If people want to be told the same story they will reread the same story. Give your readers something to look forward to. Not something that they can predict hours in advance because all they need to do is remember the original story.

Trap 3: The Worse Guy

This always pisses me off because of the sheer laziness of it. So much so that some writers don’t even bother to explain it any more.

Book One: Hero kills bad guy.
Book Two: Bad guy rises from the grave. Major and minor characters are killed, bad guy lives. There is talk of a much more powerful Worse Guy that makes the bad guy look weak.
Book Three: Both bad guy and Worse Guy are killed by hero.

I’m not saying this can’t be done right but man do I hate it when writers get this wrong. There’s hardly any foreshadowing, the hero has no personal relationship to him whatsoever, and if there is one its usually tacked on (“oh by the way, this man really killed your parents”) and they’re usually added as an after thought. (“Oh by the way, here is the real bad guy by the way who’s much stronger and more powerful than the first bad guy.”)

The only way the Worse Guy works is if he’s there from the start. If you just add him on, even if they are the ones who really killed the Hero’s parents, wife, kids or all of the above, it’s still going to feel tacked on. The reader is already emotionally invested in the original bad guy you had. Now they have to force themselves to hate the worse guy with whom they have no previous reason to hate. And oh yeah, the bad guy wants to (and most times will) kill the worse guy the first chance they get.

The sad part about these clichés is that they can be avoided once they are placed well outside a trilogy format. When writing a non trilogy writers have to force themselves to write an interesting albeit long story that doesn’t have the luxury of falling into those overly familiar plot points.

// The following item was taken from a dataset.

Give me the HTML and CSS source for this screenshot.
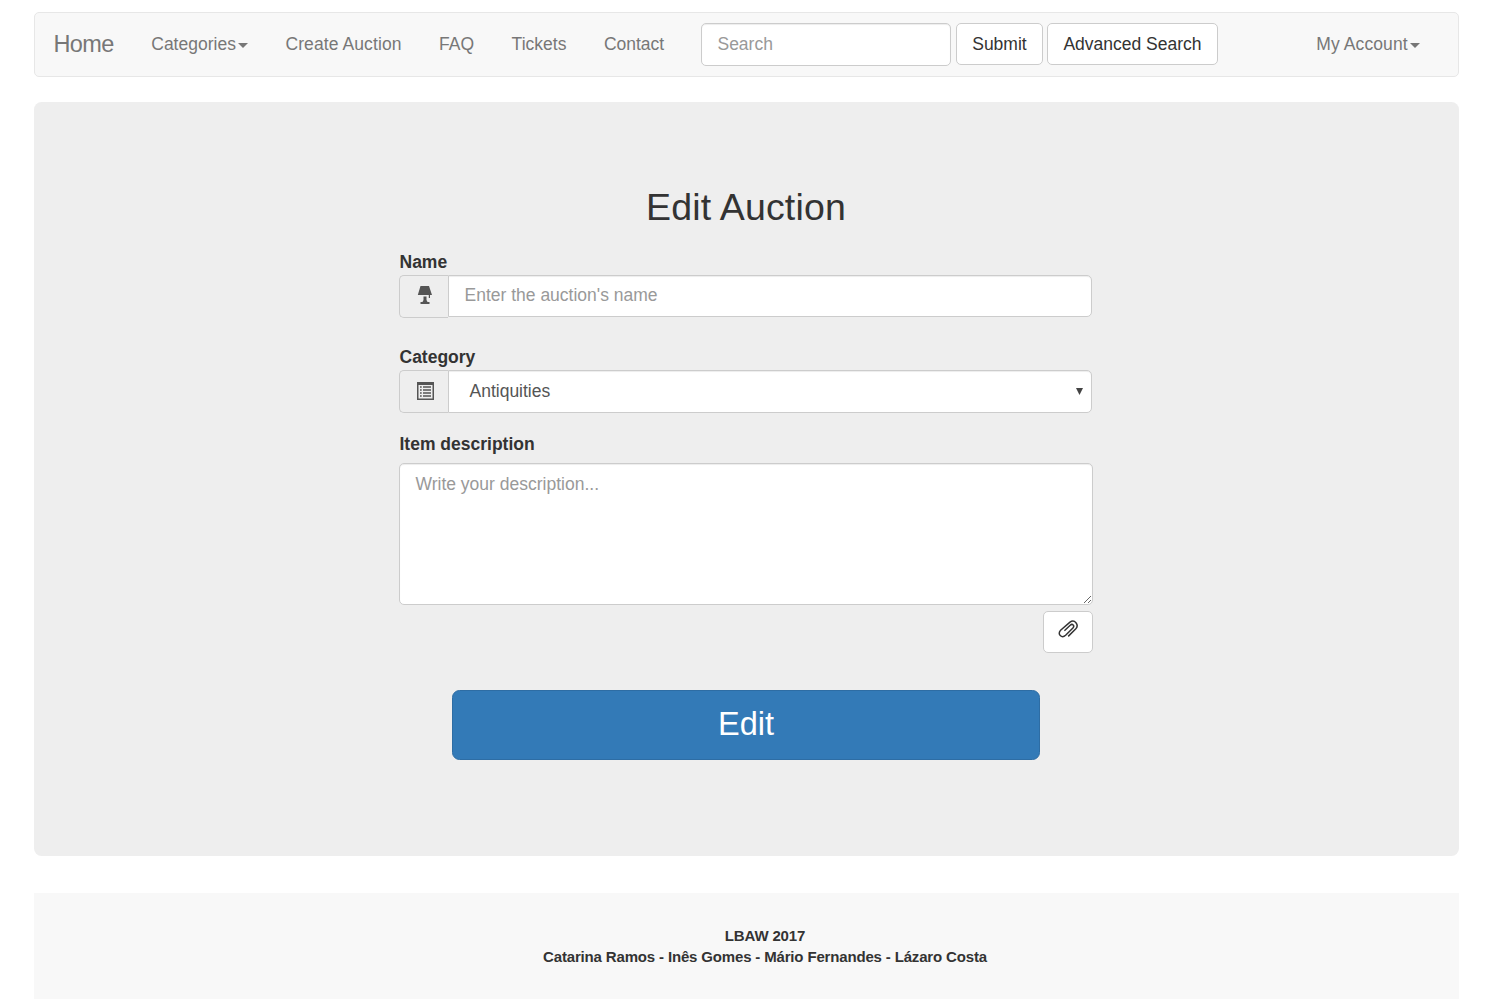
FILE: index.html
```html
<!DOCTYPE html>
<html lang="en">
<head>
<meta charset="utf-8">
<title>Edit Auction</title>
<link rel="stylesheet" href="styles.css">
</head>
<body>
<nav class="navbar">
  <a class="brand">Home</a>
  <a class="nav-link">Categories<span class="caret"></span></a>
  <a class="nav-link create">Create Auction</a>
  <a class="nav-link">FAQ</a>
  <a class="nav-link">Tickets</a>
  <a class="nav-link">Contact</a>
  <form class="search">
    <input class="control search-input" type="text" placeholder="Search">
    <button class="btn submit" type="button">Submit</button>
    <button class="btn advanced" type="button">Advanced Search</button>
  </form>
  <a class="nav-link account">My Account<span class="caret"></span></a>
</nav>
<main class="jumbotron">
  <form class="edit-form">
    <h1 class="title">Edit Auction</h1>
    <label class="label" for="name">Name</label>
    <div class="group group-name">
      <span class="addon">
        <svg class="lamp" width="16" height="19" viewBox="0 0 16 19"><path d="M3.500 0h8.500L15 9h-2v3h-1.200V9H.800zM6.500 10.500h3V14l1 2h2v2h-9v-2h2l1-2z"/></svg>
      </span>
      <input class="control name-input" id="name" type="text" placeholder="Enter the auction's name">
    </div>
    <label class="label" for="category">Category</label>
    <div class="group group-category">
      <span class="addon">
        <svg class="list" width="17" height="18" viewBox="0 0 17 18"><path fill-rule="evenodd" d="M0 0h17v18H0zM1.500 3v13.500h14V3zM3 4.300h1.700v1.400H3zM6 4.300h8v1.400H6zM3 7.300h1.700v1.400H3zM6 7.300h8v1.400H6zM3 10.300h1.700v1.400H3zM6 10.300h8v1.400H6zM3 13.300h1.700v1.400H3zM6 13.300h8v1.400H6z"/></svg>
      </span>
      <div class="control select" id="category"><span>Antiquities</span><svg width="7" height="7" viewBox="0 0 7 7"><path d="M0 0h7L3.500 7z"/></svg></div>
    </div>
    <label class="label label-description" for="description">Item description</label>
    <textarea class="control description" id="description" placeholder="Write your description..."></textarea>
    <button class="btn attach" type="button" aria-label="Attach file">
      <svg width="20" height="18" viewBox="0 0 20 18" fill="none" stroke="#333" stroke-width="1.500"><path d="M10.200 16.400 17.600 9C21.600 4.800 16.400-1.200 12 2.200L2.600 10.300C-1.200 14.200 3.800 18.800 7.600 15.300L14.900 8C17 5.500 14.400 3.300 12.200 5.200L6.400 10.700"/></svg>
    </button>
    <button class="btn-primary" type="button">Edit</button>
  </form>
</main>
<footer class="footer">
  <div>LBAW 2017</div>
  <div>Catarina Ramos - Inês Gomes - Mário Fernandes - Lázaro Costa</div>
</footer>
</body>
</html>
```
FILE: styles.css
```css
* { box-sizing: border-box; }
html { overflow: hidden; }
body {
  margin: 0;
  padding: 12px 39px 0 34px;
  font: 17.5px/25px "Liberation Sans", Arial, sans-serif;
  color: #333;
  background: #fff;
}
input, button, textarea { margin: 0; font: inherit; }
.navbar {
  display: flex;
  align-items: flex-start;
  height: 65px;
  padding-right: 19px;
  background: #f8f8f8;
  border: 1px solid #e7e7e7;
  border-radius: 5px;
  color: #777;
}
.brand {
  width: 97.5px;
  padding: 19px 0 0 18.5px;
  font-size: 23.5px;
  letter-spacing: -.65px;
}
.nav-link { padding: 18.75px; white-space: nowrap; }
.create { padding-left: 18.25px; letter-spacing: .1px; }
.caret {
  display: inline-block;
  margin-left: 2.5px;
  vertical-align: middle;
  border: 5px solid transparent;
  border-top-color: #777;
  border-bottom: 0;
}
.search { display: flex; align-items: flex-start; margin: 10px 0 0 18px; }
.control {
  height: 43px;
  padding: 7.500px 15.500px;
  color: #555;
  background: #fff;
  border: 1px solid #ccc;
  border-radius: 5px;
  box-shadow: inset 0 1px 1px rgba(0, 0, 0, .075);
  outline: 0;
}
.control::placeholder { color: #999; opacity: 1; }
.search-input { width: 250px; }
.btn {
  height: 42px;
  padding: 0;
  color: #333;
  background: #fff;
  border: 1px solid #ccc;
  border-radius: 5px;
}
.submit { width: 87px; margin-left: 5px; }
.advanced { width: 171px; margin-left: 4px; }
.account { margin-left: auto; letter-spacing: .1px; }
.jumbotron {
  height: 754px;
  margin-top: 25px;
  padding-top: 85px;
  background: #eee;
  border-radius: 7.5px;
}
.edit-form { display: flex; flex-direction: column; width: 694px; margin-left: 365px; }
.title {
  margin: 0 0 21px;
  font-size: 37.5px;
  font-weight: 500;
  line-height: 41px;
  letter-spacing: .15px;
  text-align: center;
}
.label { padding-left: .5px; font-weight: bold; line-height: 26px; }
.group { display: flex; align-items: flex-start; width: 693px; height: 43px; }
.group-name { margin-bottom: 26px; }
.addon {
  display: flex;
  flex: none;
  align-items: center;
  justify-content: center;
  width: 49px;
  height: 43px;
  padding-left: 2px;
  background: #eee;
  border: 1px solid #ccc;
  border-right: 0;
  border-radius: 5px 0 0 5px;
  fill: #555;
}
.lamp { margin-top: -2px; }
.list { margin-bottom: 1px; }
.group .control { flex: 1; border-radius: 0 5px 5px 0; }
.group .name-input { height: 42px; padding-top: 6px; padding-bottom: 8px; }
.select {
  display: flex;
  align-items: center;
  justify-content: space-between;
  padding: 0 8px 0 20.5px;
}
.select svg { fill: #444; }
.label-description { margin-top: 18px; }
.description { display: block; width: 694px; height: 142px; margin-top: 6px; resize: vertical; }
.attach {
  display: flex;
  align-items: center;
  justify-content: center;
  align-self: flex-end;
  width: 50px;
  margin-top: 6px;
  padding: 0 0 6px;
}
.btn-primary {
  width: 588px;
  height: 70px;
  margin: 37px auto 0 53px;
  padding: 0 0 2px;
  font-size: 32.5px;
  color: #fff;
  background: #337ab7;
  border: 1px solid #2e6da4;
  border-radius: 7.5px;
}
.footer {
  height: 106px;
  margin-top: 37px;
  padding: 32px 0 0 37px;
  background: #f8f8f8;
  font-size: 15px;
  font-weight: bold;
  line-height: 21px;
  letter-spacing: -.16px;
  text-align: center;
}
```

The real tragedy of a trilogy is that too many amateur writers tend to overuse previously successful trilogies as crutches rather than tools. Worse than that, some writers tend to only see a trilogy as a beginning, middle and end there’s only room for cliché derivative events with absolutely no room for surprises. The secret of a successful trilogy is being able to tell one story as three separate stories. And they don’t have to be familiar or overly familiar to be entertaining.

Thanks for reading.

Now that I’ve signed with Curiosity Quills I should have a few more updates as I once again count down to my release date. Take care and keep it classy.